Effective Approaches for Managing Electronic Records and Archives

Janice M. Bogstad (University of Wisconsin‐Eau Claire USA)

Collection Building

ISSN: 0160-4953

Article publication date: 3 October 2008

718

Keywords

Citation

Bogstad, J.M. (2008), "Effective Approaches for Managing Electronic Records and Archives", Collection Building, Vol. 27 No. 4, pp. 174-174. https://doi.org/10.1108/01604950810913742

Publisher

:

Emerald Group Publishing Limited

Copyright © 2008, Emerald Group Publishing Limited


The eight articles in this collection vary greatly in their rigor as well as their applicability to the work of a practicing archivist. Designed for practical use by today's archivists and records managers as they interact with many different institutional frameworks, this collection of essays will provoke as many avenues of investigation as they will offer solutions.

Essays such as Barry's “Technology and the Transformation of the Workplace: Lessons Learned through Traveling down the Garden Path,” Turnbaugh's “What is an Electronic Record,” Slavin's “Implementing Requirements for Recordkeeping: Moving from Theory to Practice,” and “Horton's “Obstacles and Opportunities: A Strategic Approach to Electronic Records,” offer strategies for coping with the practical side of electronic records management. McDonald's “Government On‐Line and Electronic Records: The Role of the National Archives of Canada,” Kollwitz's “Playing the Electronic Angles and Working the Digital Seams: The Challenge and Opportunities,” and Strickland's “The Law of Electronic Information: Burgeoning Mandates and Issues” address specific instances where both electronic records and the parameters and rules of their handling have been exemplified, giving the reader an idea of the current climate and decision‐making procedures on the archives and archivist's changing roles.

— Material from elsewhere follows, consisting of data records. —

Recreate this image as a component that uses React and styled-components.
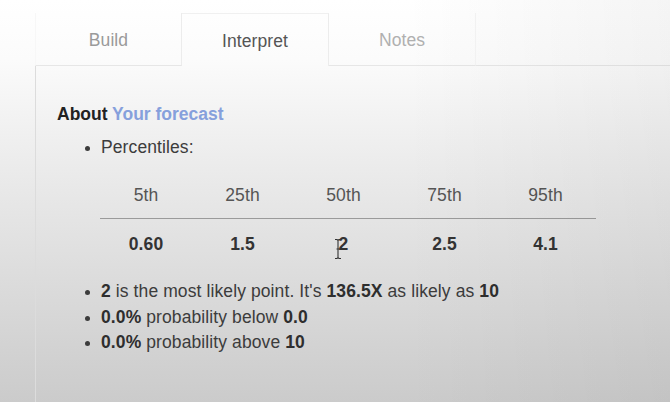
import React from "react";
import styled, { createGlobalStyle } from "styled-components";

const GlobalStyle = createGlobalStyle`
  html, body {
    margin: 0;
    padding: 0;
  }
  body {
    width: 670px;
    height: 402px;
    overflow: hidden;
    font-family: "Liberation Sans", Arial, sans-serif;
    background: linear-gradient(180deg, #ffffff 0px, #fbfbfb 60px, #efefef 140px, #e0e0e0 250px, #cbcbcb 402px);
  }
`;

const Page = styled.div`
  position: relative;
  height: 402px;
  padding: 13px 0 0 35px;
  box-sizing: border-box;
  display: flex;
  flex-direction: column;
  &::after {
    content: "";
    position: absolute;
    inset: 0;
    pointer-events: none;
    background: linear-gradient(90deg, rgba(0, 0, 0, 0) 60%, rgba(0, 0, 0, 0.04) 100%);
  }
`;

const TabBar = styled.div`
  display: flex;
  height: 53px;
`;

const Tab = styled.div`
  width: 147px;
  display: flex;
  align-items: center;
  justify-content: center;
  padding-top: 2px;
  font-size: 17.5px;
  letter-spacing: 0.1px;
  color: ${({ active, muted }) => (active ? "#555" : muted ? "#b0b0b0" : "#9a9a9a")};
  border-right: 1px solid ${({ muted }) => (muted ? "#f4f4f4" : "#ececec")};
  border-top: ${({ active }) => (active ? "1px solid #f0f0f0" : "none")};
  border-bottom: ${({ active }) => (active ? "none" : "1px solid #e6e6e6")};
  border-left: ${({ first }) => (first ? "1px solid #f7f7f7" : "none")};
  box-sizing: border-box;
`;

const Filler = styled.div`
  flex: 1;
  border-bottom: 1px solid #e6e6e6;
`;

const Panel = styled.div`
  flex: 1;
  border-left: 1px solid #dcdcdc;
  padding: 38px 0 0 21px;
  color: #3c3c3c;
`;

const Heading = styled.div`
  font-size: 17.5px;
  line-height: 20px;
  font-weight: 700;
  color: #222;
`;

const Accent = styled.span`
  color: #86a0dc;
`;

const List = styled.ul`
  margin: ${({ top }) => top}px 0 0 0;
  padding-left: 44px;
  font-size: 17.5px;
  letter-spacing: 0.1px;
  line-height: ${({ lh }) => lh}px;
  li::marker {
    font-size: 15px;
  }
  b {
    color: #2e2e2e;
  }
`;

const Table = styled.div`
  display: grid;
  grid-template-columns: 92px 101px 101px 101px 101px;
  width: 496px;
  margin: 22px 0 0 -1px;
  font-size: 17.5px;
  line-height: 26px;
  position: relative;
`;

const Head = styled.div`
  text-align: center;
  color: #555;
  padding-bottom: 10px;
  border-bottom: 1.5px solid #9a9a9a;
`;

const Cell = styled.div`
  text-align: center;
  font-weight: 700;
  color: #333;
  padding-top: 12px;
  position: relative;
`;

const Cursor = styled.svg`
  position: absolute;
  left: 40px;
  top: 19px;
`;

const headers = ["5th", "25th", "50th", "75th", "95th"];
const values = ["0.60", "1.5", "2", "2.5", "4.1"];

export default function App() {
  return (
    <>
      <GlobalStyle />
      <Page>
        <TabBar>
          <Tab first>Build</Tab>
          <Tab active>Interpret</Tab>
          <Tab muted>Notes</Tab>
          <Filler />
        </TabBar>
        <Panel>
          <Heading>
            About <Accent>Your forecast</Accent>
          </Heading>
          <List top={10} lh={26}>
            <li>
              Percentiles:
              <Table>
                {headers.map((h) => (
                  <Head key={h}>{h}</Head>
                ))}
                {values.map((v, i) => (
                  <Cell key={i}>
                    {v}
                    {i === 2 && (
                      <Cursor width="10" height="22" viewBox="0 0 10 22">
                        <path
                          d="M2 1.5h2l1 1 1-1h2M5 2.5v17M2 20.5h2l1-1 1 1h2M3.5 11h3"
                          stroke="#333"
                          strokeWidth="1.1"
                          fill="none"
                        />
                      </Cursor>
                    )}
                  </Cell>
                ))}
              </Table>
            </li>
          </List>
          <List top={22} lh={25.5}>
            <li>
              <b>2</b> is the most likely point. It's <b>136.5X</b> as likely as <b>10</b>
            </li>
            <li>
              <b>0.0%</b> probability below <b>0.0</b>
            </li>
            <li>
              <b>0.0%</b> probability above <b>10</b>
            </li>
          </List>
        </Panel>
      </Page>
    </>
  );
}
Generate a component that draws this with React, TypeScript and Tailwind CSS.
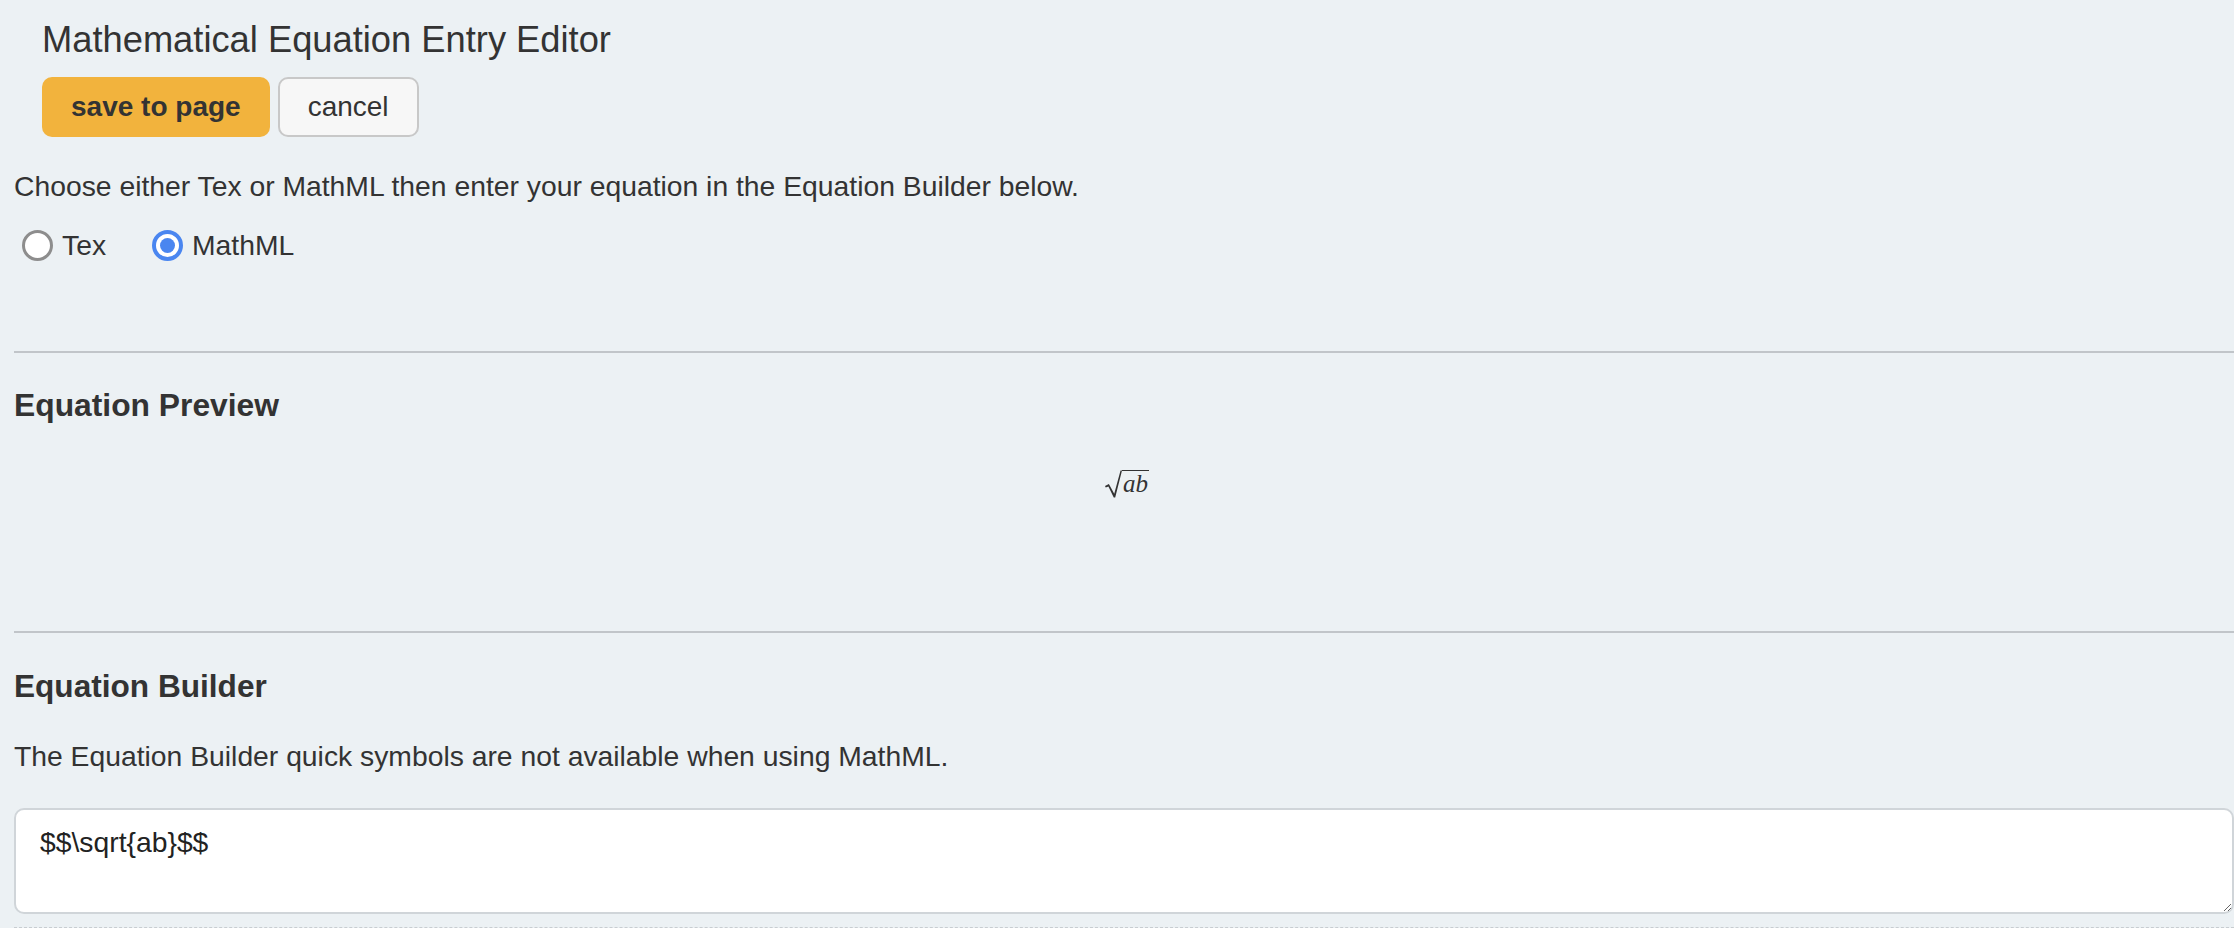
import React from "react";

function Radio({ checked, label }: { checked: boolean; label: string }) {
  return (
    <label className="flex items-center gap-[9px] cursor-pointer">
      {checked ? (
        <span className="flex h-[31px] w-[31px] items-center justify-center rounded-full border-[4px] border-[#4a86f0] bg-white">
          <span className="block h-[15px] w-[15px] rounded-full bg-[#4a86f0]" />
        </span>
      ) : (
        <span className="block h-[31px] w-[31px] rounded-full border-[3px] border-[#8d8d8d] bg-white" />
      )}
      <span>{label}</span>
    </label>
  );
}

export default function App() {
  return (
    <div
      className="min-h-screen w-full overflow-hidden bg-[#ecf1f4] pl-[14px] pt-[18px] text-[#333333]"
      style={{ fontFamily: '"Liberation Sans", Arial, Helvetica, sans-serif' }}
    >
      <div className="pl-[28px] text-[36.3px] leading-[44px]">Mathematical Equation Entry Editor</div>

      <div className="mt-[15px] flex gap-[8px] pl-[28px]">
        <button className="h-[60px] rounded-[10px] bg-[#f2b33d] px-[29px] text-[28px] font-bold text-[#333333]">
          save to page
        </button>
        <button className="h-[60px] rounded-[10px] border-2 border-[#c8c8c8] bg-[#f7f7f7] px-[28px] text-[28px] text-[#333333]">
          cancel
        </button>
      </div>

      <p className="mt-[29px] text-[28.3px] leading-[40px]">
        Choose either Tex or MathML then enter your equation in the Equation Builder below.
      </p>

      <div className="mt-[19px] flex h-[40px] items-center gap-[46px] pl-[8px] text-[28.3px] leading-[40px]">
        <Radio checked={false} label="Tex" />
        <Radio checked={true} label="MathML" />
      </div>

      <div className="mt-[86px] border-t-2 border-[#c1c5c9]" />

      <h2 className="mt-[32px] text-[31.8px] font-bold leading-[40px]">Equation Preview</h2>

      <div className="h-[206px] pt-[45px] text-center">
        <span className="ml-[6px] inline-flex items-start">
          <svg width="17" height="28" viewBox="0 0 17.5 28" className="block">
            <path
              d="M0 16 L4 14 L9.5 24 L16 0 L17.5 0 L10.5 28 L9 28 L3.5 16.6 L0.8 17.6 Z"
              fill="#333333"
            />
          </svg>
          <span
            className="block border-t-[1.5px] border-[#333333] pl-[1px] pr-[1px] text-[25px] italic leading-[26px]"
            style={{ fontFamily: '"Liberation Serif", "Times New Roman", serif' }}
          >
            ab
          </span>
        </span>
      </div>

      <div className="border-t-2 border-[#c1c5c9]" />

      <h2 className="mt-[33px] text-[31.6px] font-bold leading-[40px]">Equation Builder</h2>

      <p className="mt-[30px] text-[28.3px] leading-[40px]">
        The Equation Builder quick symbols are not available when using MathML.
      </p>

      <textarea
        className="mt-[32px] block h-[106px] w-full rounded-[10px] border-2 border-[#d0d5d9] bg-white px-[24px] py-[12px] text-[28.3px] leading-[40px] text-[#222222] outline-none"
        style={{ fontFamily: '"Liberation Sans", Arial, Helvetica, sans-serif' }}
        defaultValue={"$$\\sqrt{ab}$$"}
      />

      <div className="mt-[13px] border-t border-dashed border-[#c8cdd1]" />
    </div>
  );
}
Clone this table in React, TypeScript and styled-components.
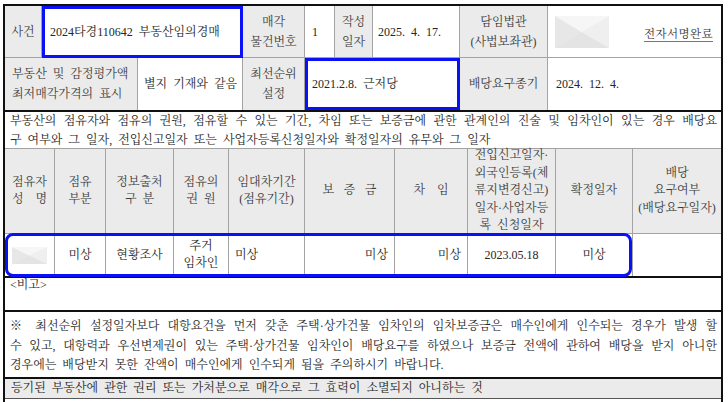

Like any such collection of distinct essays, it leaves some ground unaddressed, but the collection as a whole both identifies some major current issues, such as the difference between electronic information and electronic public records, the difference in responsibilities for maintaining records that occur with the advent of an electronic environment where storage and access can be achieved without a central physical site, and a range of other differences which archivists and administrators continue to confront on a regular basis.

What is most clear is the evolving complexity of determining how to define levels of responsibility for preservation as well as the objects worthy of preservation in a climate that fosters proliferation of information objects as well as many issues of security and access. Especially interesting is the difference between preservation issues in the legal context as distinct from those, which are of importance to scholars. To illustrate, one might consider the historian Maitland, whose work on medieval court records revolutionized medieval historical practice, but which was rendered both possible and vulnerable by being based on records that were preserved by the Public Record Office in London. Reflections on the legal versus the researcher's use of records can help us to understand the importance of decisions being made on a regular basis which will have a long‐term effect on the future understanding of our era, thus further vitalizing the importance of archivists in their theoretical and practical roles.

Some readers will respond well to Dearstyne's own attempt to summarize the major issues in managing changes brought about by the many electronic records created by government institutions at both the federal and state level. His penultimate article, “Riding the Lightening: Strategies for Electronic Records and Archives Programs,” is aimed at articulating the many areas in which traditional thinking on the responsibilities of records and archive management must change as a result of the change from paper‐based to electronic‐based government records.

The core of his essay is a list of nine strategies: the first of which (sharing ownership of electronic records issues and problems) is applicable to the whole field as well as individual programs. The next two (“Clearer Sense of Objectives” and “Research and Development Agenda”) address the field as a whole, and the last six apply more succinctly to individual programs: “Stronger Program Leadership”; “New Knowledge/Skills/Abilities”; “Operational Style of Partnering, Teaching and Learning”; “Selecting Points for Encounter, Engagement and Intervention”; “Adaptive Customized Programs”; and “Monitoring and Enlightenment”.

Dearstyne provides subsequent lists and narratives for each of these areas, which sometimes bleed from one category to the other, especially as they illuminate his thinking on the differences between the paper‐and electronic‐based environments. Readers may especially appreciate the extensive, systematized suggestions under Items 8 and 9, as Dearstyne seeks venues to prepare traditional archival thinking for the vast array of electronic records, which have only begun to come our way. He uses the example of the Kansas State Historical Society and the solution that “electronic archival records were to remain with the agencies of origin – unless the agency is discontinued.” This provides a workable solution in an electronic‐based environment, as both storage space and indexing are resolved by the fact that the method of creation, storage and access can, with planning, be ensured at the same time, an eventuality not available in paper format. The fact that most records are now electronic at some stage in their history provides the context for maintaining them as such, something which is acknowledged by this particular decision of a particular state. Is it applicable to electronic records in other states or federally? Will it be a practical decision down the road? These are the kinds of questions that Dearstyne lists and charts.

Readers will most likely pick essays on subjects of immediate interest as this work is not organized around a single theoretical center but a series of practical encounters with real‐life situations.